> [STORED ROWS]:
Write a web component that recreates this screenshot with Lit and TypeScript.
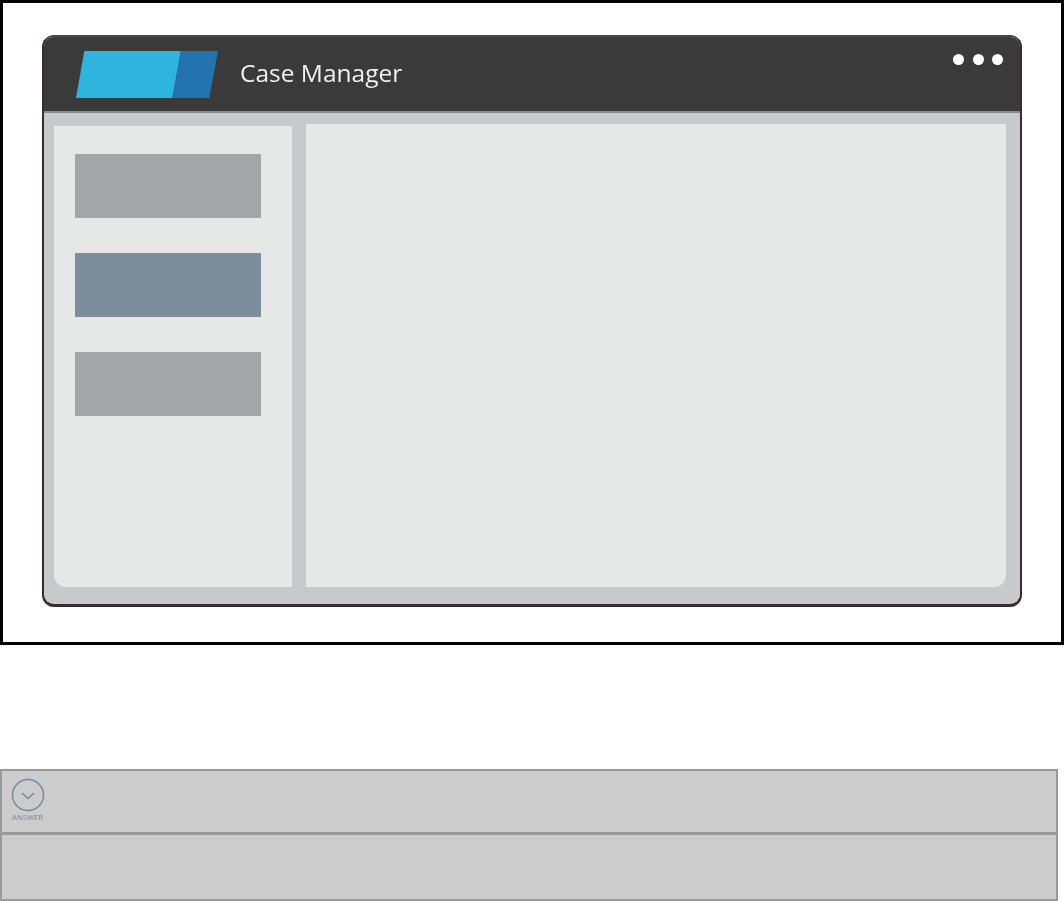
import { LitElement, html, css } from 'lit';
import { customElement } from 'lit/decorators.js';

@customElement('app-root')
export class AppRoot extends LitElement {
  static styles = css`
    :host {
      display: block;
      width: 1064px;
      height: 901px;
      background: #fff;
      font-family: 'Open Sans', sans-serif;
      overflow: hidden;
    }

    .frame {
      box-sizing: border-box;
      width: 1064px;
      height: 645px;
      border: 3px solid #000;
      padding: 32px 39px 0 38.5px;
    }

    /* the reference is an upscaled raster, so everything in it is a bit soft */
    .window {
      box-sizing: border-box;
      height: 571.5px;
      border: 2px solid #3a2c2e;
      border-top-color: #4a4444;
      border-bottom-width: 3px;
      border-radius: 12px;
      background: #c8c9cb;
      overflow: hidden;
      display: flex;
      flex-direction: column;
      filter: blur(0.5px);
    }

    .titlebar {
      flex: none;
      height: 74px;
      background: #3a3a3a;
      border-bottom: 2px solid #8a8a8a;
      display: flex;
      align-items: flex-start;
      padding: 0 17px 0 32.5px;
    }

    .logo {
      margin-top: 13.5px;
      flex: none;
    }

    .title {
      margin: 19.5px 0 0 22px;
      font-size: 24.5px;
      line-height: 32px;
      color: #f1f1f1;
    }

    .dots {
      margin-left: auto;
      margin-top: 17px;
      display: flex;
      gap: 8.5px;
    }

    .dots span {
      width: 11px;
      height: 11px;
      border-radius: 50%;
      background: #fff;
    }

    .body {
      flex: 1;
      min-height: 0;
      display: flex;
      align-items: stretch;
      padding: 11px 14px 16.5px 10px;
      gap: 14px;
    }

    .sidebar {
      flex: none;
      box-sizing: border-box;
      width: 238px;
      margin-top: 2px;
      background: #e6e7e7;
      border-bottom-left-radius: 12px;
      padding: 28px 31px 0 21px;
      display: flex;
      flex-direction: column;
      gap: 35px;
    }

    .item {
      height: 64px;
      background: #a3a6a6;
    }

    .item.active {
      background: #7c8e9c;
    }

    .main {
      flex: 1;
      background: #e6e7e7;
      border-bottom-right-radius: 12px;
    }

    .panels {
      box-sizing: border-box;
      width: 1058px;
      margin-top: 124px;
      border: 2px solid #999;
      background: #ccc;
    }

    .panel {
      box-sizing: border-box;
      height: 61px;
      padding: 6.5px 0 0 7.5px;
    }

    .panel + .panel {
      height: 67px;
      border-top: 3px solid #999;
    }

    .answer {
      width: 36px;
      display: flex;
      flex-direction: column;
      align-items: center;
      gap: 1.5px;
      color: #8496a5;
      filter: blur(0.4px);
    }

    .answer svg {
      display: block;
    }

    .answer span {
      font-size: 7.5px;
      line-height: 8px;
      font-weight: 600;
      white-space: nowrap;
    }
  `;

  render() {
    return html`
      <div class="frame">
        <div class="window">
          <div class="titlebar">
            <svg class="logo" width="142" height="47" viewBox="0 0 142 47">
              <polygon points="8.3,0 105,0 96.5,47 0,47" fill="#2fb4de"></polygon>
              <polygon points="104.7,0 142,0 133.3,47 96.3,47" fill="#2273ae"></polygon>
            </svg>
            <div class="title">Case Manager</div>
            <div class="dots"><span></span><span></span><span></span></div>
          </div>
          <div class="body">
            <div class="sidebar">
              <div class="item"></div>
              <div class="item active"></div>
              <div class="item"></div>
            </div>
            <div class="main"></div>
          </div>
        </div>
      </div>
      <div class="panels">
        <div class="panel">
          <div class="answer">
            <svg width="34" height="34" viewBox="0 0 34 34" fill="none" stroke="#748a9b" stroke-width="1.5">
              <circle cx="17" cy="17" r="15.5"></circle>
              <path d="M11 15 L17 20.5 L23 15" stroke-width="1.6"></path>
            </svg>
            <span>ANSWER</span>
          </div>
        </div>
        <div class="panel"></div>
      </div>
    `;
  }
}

...

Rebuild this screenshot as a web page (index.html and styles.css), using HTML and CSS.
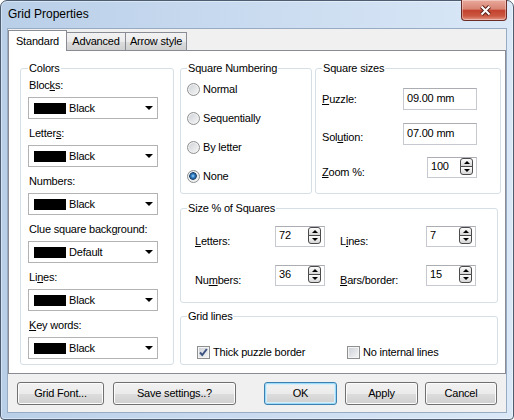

> [PROBLEM TO SOLVE]:
Collect the lines of the data that carry the word "html".

> [FINISHED TASK]:
import { LitElement, html, css } from 'lit';
    return html`
Rebuild this screenshot as a web page (index.html and styles.css), using HTML and CSS.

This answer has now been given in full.